● **Data**:
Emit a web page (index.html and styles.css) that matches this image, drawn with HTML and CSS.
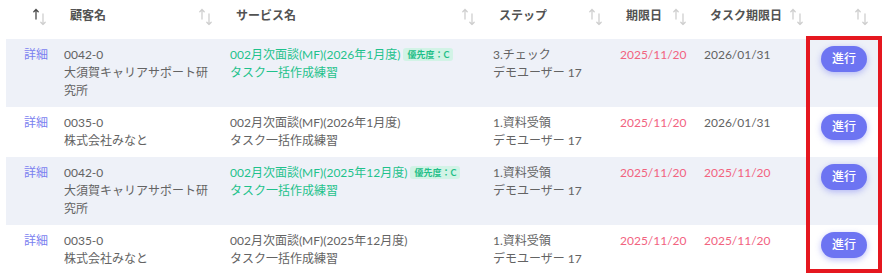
FILE: index.html
```html
<!DOCTYPE html>
<html lang="ja">
<head>
<meta charset="utf-8">
<title>タスク一覧</title>
<link rel="stylesheet" href="styles.css">
</head>
<body>
<div class="wrap">
  <table class="tasks">
    <colgroup>
      <col class="w-detail"><col class="w-client"><col class="w-service"><col class="w-step"><col class="w-due"><col class="w-taskdue"><col class="w-action">
    </colgroup>
    <thead>
      <tr>
        <th class="th-detail"><div class="th-in"><svg class="sort" width="14" height="18" viewBox="0 0 14 18"><path class="up active" d="M3 11V1.5M0.8 3.8L3 1.5L5.2 3.8"/><path class="down" d="M10 6V16.5M7.8 14.2L10 16.5L12.2 14.2"/></svg></div></th>
        <th><div class="th-in"><span>顧客名</span><svg class="sort" width="14" height="18" viewBox="0 0 14 18"><path class="up" d="M3 11V1.5M0.8 3.8L3 1.5L5.2 3.8"/><path class="down" d="M10 6V16.5M7.8 14.2L10 16.5L12.2 14.2"/></svg></div></th>
        <th><div class="th-in"><span>サービス名</span><svg class="sort" width="14" height="18" viewBox="0 0 14 18"><path class="up" d="M3 11V1.5M0.8 3.8L3 1.5L5.2 3.8"/><path class="down" d="M10 6V16.5M7.8 14.2L10 16.5L12.2 14.2"/></svg></div></th>
        <th><div class="th-in"><span>ステップ</span><svg class="sort" width="14" height="18" viewBox="0 0 14 18"><path class="up" d="M3 11V1.5M0.8 3.8L3 1.5L5.2 3.8"/><path class="down" d="M10 6V16.5M7.8 14.2L10 16.5L12.2 14.2"/></svg></div></th>
        <th><div class="th-in"><span>期限日</span><svg class="sort" width="14" height="18" viewBox="0 0 14 18"><path class="up" d="M3 11V1.5M0.8 3.8L3 1.5L5.2 3.8"/><path class="down" d="M10 6V16.5M7.8 14.2L10 16.5L12.2 14.2"/></svg></div></th>
        <th class="th-taskdue"><div class="th-in"><span>タスク期限日</span><svg class="sort" width="14" height="18" viewBox="0 0 14 18"><path class="up" d="M3 11V1.5M0.8 3.8L3 1.5L5.2 3.8"/><path class="down" d="M10 6V16.5M7.8 14.2L10 16.5L12.2 14.2"/></svg></div></th>
        <th class="th-action"><div class="th-in"><svg class="sort" width="14" height="18" viewBox="0 0 14 18"><path class="up" d="M3 11V1.5M0.8 3.8L3 1.5L5.2 3.8"/><path class="down" d="M10 6V16.5M7.8 14.2L10 16.5L12.2 14.2"/></svg></div></th>
      </tr>
    </thead>
    <tbody>
      <tr class="alt">
        <td class="c-detail"><a class="link">詳細</a></td>
        <td>0042-0<br>大須賀キャリアサポート研究所</td>
        <td class="green"><span class="nowrap">002月次面談(MF)(2026年1月度)<span class="badge">優先度：C</span></span><br>タスク一括作成練習</td>
        <td>3.チェック<br>デモユーザー 17</td>
        <td class="red">2025/11/20</td>
        <td>2026/01/31</td>
        <td class="c-action"><span class="btn">進行</span></td>
      </tr>
      <tr>
        <td class="c-detail"><a class="link">詳細</a></td>
        <td>0035-0<br>株式会社みなと</td>
        <td>002月次面談(MF)(2026年1月度)<br>タスク一括作成練習</td>
        <td>1.資料受領<br>デモユーザー 17</td>
        <td class="red">2025/11/20</td>
        <td>2026/01/31</td>
        <td class="c-action"><span class="btn">進行</span></td>
      </tr>
      <tr class="alt">
        <td class="c-detail"><a class="link">詳細</a></td>
        <td>0042-0<br>大須賀キャリアサポート研究所</td>
        <td class="green"><span class="nowrap">002月次面談(MF)(2025年12月度)<span class="badge">優先度：C</span></span><br>タスク一括作成練習</td>
        <td>1.資料受領<br>デモユーザー 17</td>
        <td class="red">2025/11/20</td>
        <td class="red">2025/11/20</td>
        <td class="c-action"><span class="btn">進行</span></td>
      </tr>
      <tr>
        <td class="c-detail"><a class="link">詳細</a></td>
        <td>0035-0<br>株式会社みなと</td>
        <td>002月次面談(MF)(2025年12月度)<br>タスク一括作成練習</td>
        <td>1.資料受領<br>デモユーザー 17</td>
        <td class="red">2025/11/20</td>
        <td class="red">2025/11/20</td>
        <td class="c-action"><span class="btn">進行</span></td>
      </tr>
    </tbody>
  </table>
</div>
<div class="highlight"></div>
</body>
</html>
```
FILE: styles.css
```css
html, body {
  margin: 0;
  padding: 0;
  background: #ffffff;
}
body {
  font-family: Lato, "Noto Sans CJK JP", sans-serif;
  font-size: 12px;
  line-height: 18px;
  color: #636363;
  overflow: hidden;
}
.wrap {
  padding-left: 6px;
}
.tasks {
  width: 872px;
  table-layout: fixed;
  border-collapse: collapse;
  border-spacing: 0;
}
.w-detail { width: 50px; }
.w-client { width: 166px; }
.w-service { width: 263px; }
.w-step { width: 127px; }
.w-due { width: 84px; }
.w-taskdue { width: 110px; }
.w-action { width: 72px; }

th {
  padding: 7px 9px 14px 14px;
  text-align: left;
  font-weight: 700;
  color: #525252;
  vertical-align: top;
}
.th-in {
  display: flex;
  justify-content: space-between;
  align-items: center;
  height: 18px;
}
.th-detail { padding-left: 27px; }
.th-detail .th-in { justify-content: flex-start; }
.th-taskdue { padding-right: 2px; }
.th-action .th-in { justify-content: flex-end; }
.sort { flex: none; display: block; margin-top: 2px; }
.sort path {
  fill: none;
  stroke: #cfcfcf;
  stroke-width: 1.3;
  stroke-linecap: round;
  stroke-linejoin: round;
}
.sort path.active { stroke: #4a4a4a; }

td {
  padding: 7px 8px 7px 8px;
  vertical-align: top;
  word-break: break-all;
}
tr.alt td { background: #eef1f8; }
.c-detail { padding-left: 18px; }
.link { color: #7b7ff0; cursor: pointer; }
.green { color: #1fc28c; }
.red { color: #f2637f; }
.nowrap { white-space: nowrap; }
.badge {
  display: inline-block;
  margin-left: 3px;
  padding: 0 4px;
  height: 13px;
  line-height: 13px;
  font-size: 9px;
  font-weight: 700;
  color: #1fbf88;
  background: #d2f3e6;
  border-radius: 3px;
  vertical-align: 1px;
}
.c-action { padding-left: 15px; }
.btn {
  display: block;
  width: 46px;
  height: 26px;
  line-height: 26px;
  text-align: center;
  border-radius: 13px;
  background: #6d74f2;
  color: #ffffff;
  font-weight: 500;
  box-shadow: 0 2px 6px rgba(109, 116, 242, 0.45);
}
.highlight {
  position: absolute;
  left: 806px;
  top: 36px;
  width: 76px;
  height: 237px;
  box-sizing: border-box;
  border: 4px solid #e5171f;
  pointer-events: none;
}
```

● **Problem statement**: How many lines of the listing include the string "index"? Answer with the number alone.

● **The response**: 2